HPC Technology Landscape Review
TN Chan, System Architect, Compucon New Zealand
Heterogeneous computing has evolved to heterogeneous multiprocessing as of today. We are no longer satisfied with the arrangement for acceleration with GPU alone but looking for static or dynamic allocation of resources from a mix of GPU, Many-Core, and FPGA in the same system. Will this evolution be driven by hardware, software, or users? This session attempts to provide a view of the situation.
SKA: Driving Innovation
Jasper Horrell, GM Innovation, SKA South Africa
Hosting of a significant portion of the SKA in Africa has big implications for the continent.
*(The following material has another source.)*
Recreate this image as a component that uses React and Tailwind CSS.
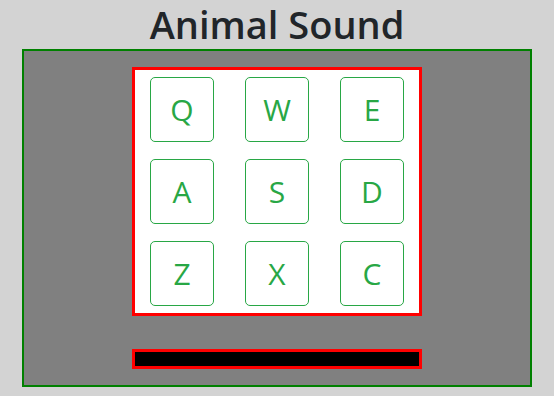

The involvement in the SKA has led to a significant well-managed, targeted investment from the South African government which has already transformed the science and technology landscape in South Africa and into African partner countries. Not only has one of the best radio quiet sites been established in the Karoo semi-desert region of the Northern Cape, but a vibrant community of world leading scientists and engineers has been formed to support the initiative. The reach of the SKA SA project is extensive, from innovations in computing, the development of the KAT-7 and MeerKAT radio telescope instruments at the Karoo site, the generation of a very significant astronomy focused HCD programme, deep involvement in SKA design consortia, to radio astronomy development activities in African partner countries. SKA is an enabler: spawning big data projects; linking businesses government and academia; enabling conversations that would not have been possible; the list goes on. An overview of this amazing growth is given, with a focus on the computing developments, in particular.